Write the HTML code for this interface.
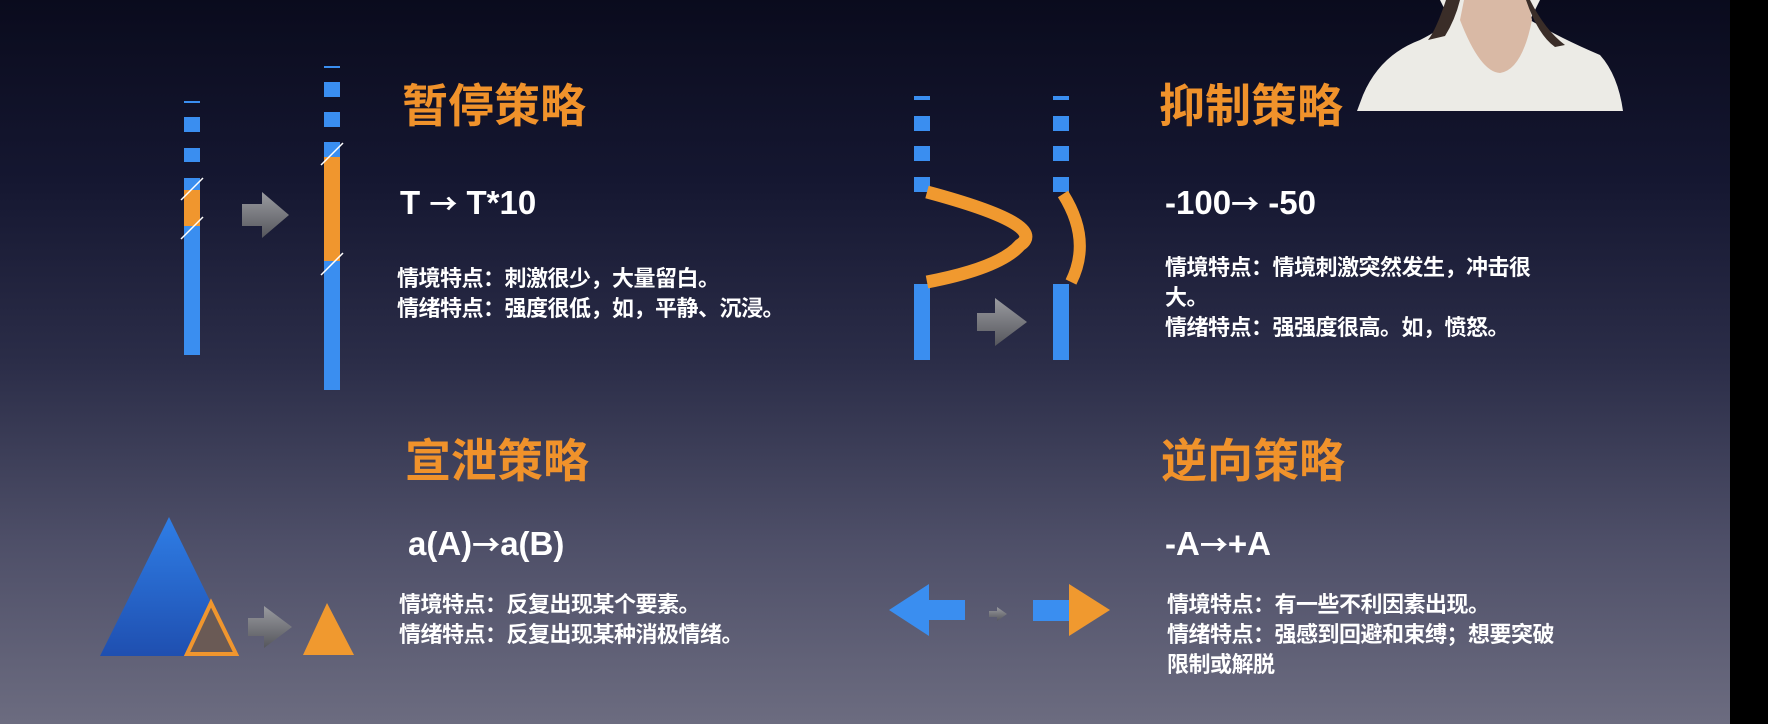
<!DOCTYPE html>
<html><head><meta charset="utf-8"><style>
html,body{margin:0;padding:0}
body{width:1768px;height:724px;position:relative;overflow:hidden;
background:linear-gradient(180deg,#0a0b1d 0%,#151731 25%,#2b2d48 50%,#4e4f68 75%,#6c6c80 100%);
font-family:"Liberation Sans","Noto Sans CJK SC",sans-serif;color:#fff}
.t{position:absolute;font-weight:bold;color:#f0922b;font-size:46px;letter-spacing:0px;white-space:nowrap;line-height:1}
.f{position:absolute;font-weight:bold;color:#fff;font-size:33px;white-space:nowrap;line-height:1}
.f span{font-family:"Noto Sans CJK SC",sans-serif;font-size:28px}
.d{position:absolute;font-size:22px;line-height:30px;color:#fff;white-space:nowrap;font-weight:bold;letter-spacing:-0.5px}
</style></head><body>
<svg width="1768" height="724" style="position:absolute;left:0;top:0">
<defs>
<linearGradient id="ga" x1="0" y1="0" x2="0" y2="1"><stop offset="0" stop-color="#9a9ba0"/><stop offset="1" stop-color="#55565c"/></linearGradient>
<linearGradient id="gb" x1="0" y1="0" x2="0" y2="1"><stop offset="0" stop-color="#2f7ee6"/><stop offset="1" stop-color="#1f4fb0"/></linearGradient>
</defs>
<g fill="#3a8ef0">
<rect x="184" y="101" width="16" height="2"/>
<rect x="184" y="117" width="16" height="15"/>
<rect x="184" y="148" width="16" height="14"/>
<rect x="184" y="178" width="16" height="177"/>
<rect x="324" y="66" width="16" height="2"/>
<rect x="324" y="82" width="16" height="15"/>
<rect x="324" y="112" width="16" height="15"/>
<rect x="324" y="142" width="16" height="248"/>
</g>
<rect x="184" y="190" width="16" height="36" fill="#f0962e"/>
<rect x="324" y="157" width="16" height="104" fill="#f0962e"/>
<g stroke="#fff" stroke-width="1.5">
<line x1="181" y1="200" x2="203" y2="178"/><line x1="181" y1="239" x2="203" y2="217"/>
<line x1="321" y1="165" x2="343" y2="143"/><line x1="321" y1="275" x2="343" y2="253"/>
</g>
<path d="M242 204 H262 V192 L289 215 L262 238 V226 H242Z" fill="url(#ga)"/>
<g fill="#3a8ef0">
<rect x="914" y="96" width="16" height="4"/><rect x="914" y="116" width="16" height="15"/><rect x="914" y="146" width="16" height="15"/><rect x="914" y="177" width="16" height="15"/><rect x="914" y="284" width="16" height="76"/>
<rect x="1053" y="96" width="16" height="4"/><rect x="1053" y="116" width="16" height="15"/><rect x="1053" y="146" width="16" height="15"/><rect x="1053" y="177" width="16" height="15"/><rect x="1053" y="284" width="16" height="76"/>
</g>
<path d="M927 192 Q1050 225 1020 245 Q1000 268 927 282" fill="none" stroke="#f0992f" stroke-width="13"/>
<path d="M1063 194 Q1092 240 1071 282" fill="none" stroke="#f0992f" stroke-width="12"/>
<path d="M977 313 H995 V298 L1027 322 L995 346 V331 H977Z" fill="url(#ga)"/>
<polygon points="169,517 100,656 237,656" fill="url(#gb)"/>
<polygon points="211,603 187,654 236,654" fill="#6a5a55" stroke="#f0962e" stroke-width="4"/>
<path d="M248 618 H264 V606 L292 627 L264 648 V636 H248Z" fill="url(#ga)"/>
<polygon points="327,603 303,655 354,655" fill="#f0992f"/>
<path d="M889 610 L929 584 V600 H965 V620 H929 V636Z" fill="#3a8ef0"/>
<path d="M989 611 H997 V607 L1007 614 L997 621 V617 H989Z" fill="url(#ga)"/>
<rect x="1033" y="600" width="37" height="21" fill="#3a8ef0"/>
<polygon points="1069,584 1110,610 1069,636" fill="#f0992f"/>
<rect x="1730" y="0" width="38" height="724" fill="#000"/>
<path d="M1357 111 L1363 95 Q1380 55 1420 40 Q1440 30 1450 20 L1440 0 L1540 0 L1530 20 Q1560 38 1600 55 Q1618 75 1623 111Z" fill="#ecebe6"/>
<path d="M1460 20 Q1480 72 1500 73 Q1522 70 1532 20 L1528 0 H1464Z" fill="#d9b9a5"/>
<path d="M1446 0 Q1436 30 1428 40 L1445 36 Q1455 20 1460 0Z M1530 0 Q1545 30 1565 45 L1555 47 Q1538 35 1526 0Z" fill="#3a2d28"/>
</svg>
<div class="t" style="left:402px;top:83px">暂停策略</div>
<div class="t" style="left:1159px;top:83px">抑制策略</div>
<div class="t" style="left:405px;top:438px">宣泄策略</div>
<div class="t" style="left:1161px;top:438px">逆向策略</div>
<div class="f" style="left:400px;top:186px">T <span>→</span> T*10</div>
<div class="f" style="left:1165px;top:186px">-100<span>→</span> -50</div>
<div class="f" style="left:408px;top:527px">a(A)<span>→</span>a(B)</div>
<div class="f" style="left:1165px;top:527px">-A<span>→</span>+A</div>
<div class="d" style="left:397px;top:264px">情境特点：刺激很少，大量留白。<br>情绪特点：强度很低，如，平静、沉浸。</div>
<div class="d" style="left:1165px;top:253px">情境特点：情境刺激突然发生，冲击很<br>大。<br>情绪特点：强强度很高。如，愤怒。</div>
<div class="d" style="left:399px;top:590px">情境特点：反复出现某个要素。<br>情绪特点：反复出现某种消极情绪。</div>
<div class="d" style="left:1167px;top:590px">情境特点：有一些不利因素出现。<br>情绪特点：强感到回避和束缚；想要突破<br>限制或解脱</div>
</body></html>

- - - - -

What is required: Copy out every line of the material above exactly, skipping the pictures.

Finished task:
Write the HTML code for this interface.
<!DOCTYPE html>
<html><head><meta charset="utf-8"><style>
html,body{margin:0;padding:0}
body{width:1768px;height:724px;position:relative;overflow:hidden;
background:linear-gradient(180deg,#0a0b1d 0%,#151731 25%,#2b2d48 50%,#4e4f68 75%,#6c6c80 100%);
font-family:"Liberation Sans","Noto Sans CJK SC",sans-serif;color:#fff}
.t{position:absolute;font-weight:bold;color:#f0922b;font-size:46px;letter-spacing:0px;white-space:nowrap;line-height:1}
.f{position:absolute;font-weight:bold;color:#fff;font-size:33px;white-space:nowrap;line-height:1}
.f span{font-family:"Noto Sans CJK SC",sans-serif;font-size:28px}
.d{position:absolute;font-size:22px;line-height:30px;color:#fff;white-space:nowrap;font-weight:bold;letter-spacing:-0.5px}
</style></head><body>
<svg width="1768" height="724" style="position:absolute;left:0;top:0">
<defs>
<linearGradient id="ga" x1="0" y1="0" x2="0" y2="1"><stop offset="0" stop-color="#9a9ba0"/><stop offset="1" stop-color="#55565c"/></linearGradient>
<linearGradient id="gb" x1="0" y1="0" x2="0" y2="1"><stop offset="0" stop-color="#2f7ee6"/><stop offset="1" stop-color="#1f4fb0"/></linearGradient>
</defs>
<g fill="#3a8ef0">
<rect x="184" y="101" width="16" height="2"/>
<rect x="184" y="117" width="16" height="15"/>
<rect x="184" y="148" width="16" height="14"/>
<rect x="184" y="178" width="16" height="177"/>
<rect x="324" y="66" width="16" height="2"/>
<rect x="324" y="82" width="16" height="15"/>
<rect x="324" y="112" width="16" height="15"/>
<rect x="324" y="142" width="16" height="248"/>
</g>
<rect x="184" y="190" width="16" height="36" fill="#f0962e"/>
<rect x="324" y="157" width="16" height="104" fill="#f0962e"/>
<g stroke="#fff" stroke-width="1.5">
<line x1="181" y1="200" x2="203" y2="178"/><line x1="181" y1="239" x2="203" y2="217"/>
<line x1="321" y1="165" x2="343" y2="143"/><line x1="321" y1="275" x2="343" y2="253"/>
</g>
<path d="M242 204 H262 V192 L289 215 L262 238 V226 H242Z" fill="url(#ga)"/>
<g fill="#3a8ef0">
<rect x="914" y="96" width="16" height="4"/><rect x="914" y="116" width="16" height="15"/><rect x="914" y="146" width="16" height="15"/><rect x="914" y="177" width="16" height="15"/><rect x="914" y="284" width="16" height="76"/>
<rect x="1053" y="96" width="16" height="4"/><rect x="1053" y="116" width="16" height="15"/><rect x="1053" y="146" width="16" height="15"/><rect x="1053" y="177" width="16" height="15"/><rect x="1053" y="284" width="16" height="76"/>
</g>
<path d="M927 192 Q1050 225 1020 245 Q1000 268 927 282" fill="none" stroke="#f0992f" stroke-width="13"/>
<path d="M1063 194 Q1092 240 1071 282" fill="none" stroke="#f0992f" stroke-width="12"/>
<path d="M977 313 H995 V298 L1027 322 L995 346 V331 H977Z" fill="url(#ga)"/>
<polygon points="169,517 100,656 237,656" fill="url(#gb)"/>
<polygon points="211,603 187,654 236,654" fill="#6a5a55" stroke="#f0962e" stroke-width="4"/>
<path d="M248 618 H264 V606 L292 627 L264 648 V636 H248Z" fill="url(#ga)"/>
<polygon points="327,603 303,655 354,655" fill="#f0992f"/>
<path d="M889 610 L929 584 V600 H965 V620 H929 V636Z" fill="#3a8ef0"/>
<path d="M989 611 H997 V607 L1007 614 L997 621 V617 H989Z" fill="url(#ga)"/>
<rect x="1033" y="600" width="37" height="21" fill="#3a8ef0"/>
<polygon points="1069,584 1110,610 1069,636" fill="#f0992f"/>
<rect x="1730" y="0" width="38" height="724" fill="#000"/>
<path d="M1357 111 L1363 95 Q1380 55 1420 40 Q1440 30 1450 20 L1440 0 L1540 0 L1530 20 Q1560 38 1600 55 Q1618 75 1623 111Z" fill="#ecebe6"/>
<path d="M1460 20 Q1480 72 1500 73 Q1522 70 1532 20 L1528 0 H1464Z" fill="#d9b9a5"/>
<path d="M1446 0 Q1436 30 1428 40 L1445 36 Q1455 20 1460 0Z M1530 0 Q1545 30 1565 45 L1555 47 Q1538 35 1526 0Z" fill="#3a2d28"/>
</svg>
<div class="t" style="left:402px;top:83px">暂停策略</div>
<div class="t" style="left:1159px;top:83px">抑制策略</div>
<div class="t" style="left:405px;top:438px">宣泄策略</div>
<div class="t" style="left:1161px;top:438px">逆向策略</div>
<div class="f" style="left:400px;top:186px">T <span>→</span> T*10</div>
<div class="f" style="left:1165px;top:186px">-100<span>→</span> -50</div>
<div class="f" style="left:408px;top:527px">a(A)<span>→</span>a(B)</div>
<div class="f" style="left:1165px;top:527px">-A<span>→</span>+A</div>
<div class="d" style="left:397px;top:264px">情境特点：刺激很少，大量留白。<br>情绪特点：强度很低，如，平静、沉浸。</div>
<div class="d" style="left:1165px;top:253px">情境特点：情境刺激突然发生，冲击很<br>大。<br>情绪特点：强强度很高。如，愤怒。</div>
<div class="d" style="left:399px;top:590px">情境特点：反复出现某个要素。<br>情绪特点：反复出现某种消极情绪。</div>
<div class="d" style="left:1167px;top:590px">情境特点：有一些不利因素出现。<br>情绪特点：强感到回避和束缚；想要突破<br>限制或解脱</div>
</body></html>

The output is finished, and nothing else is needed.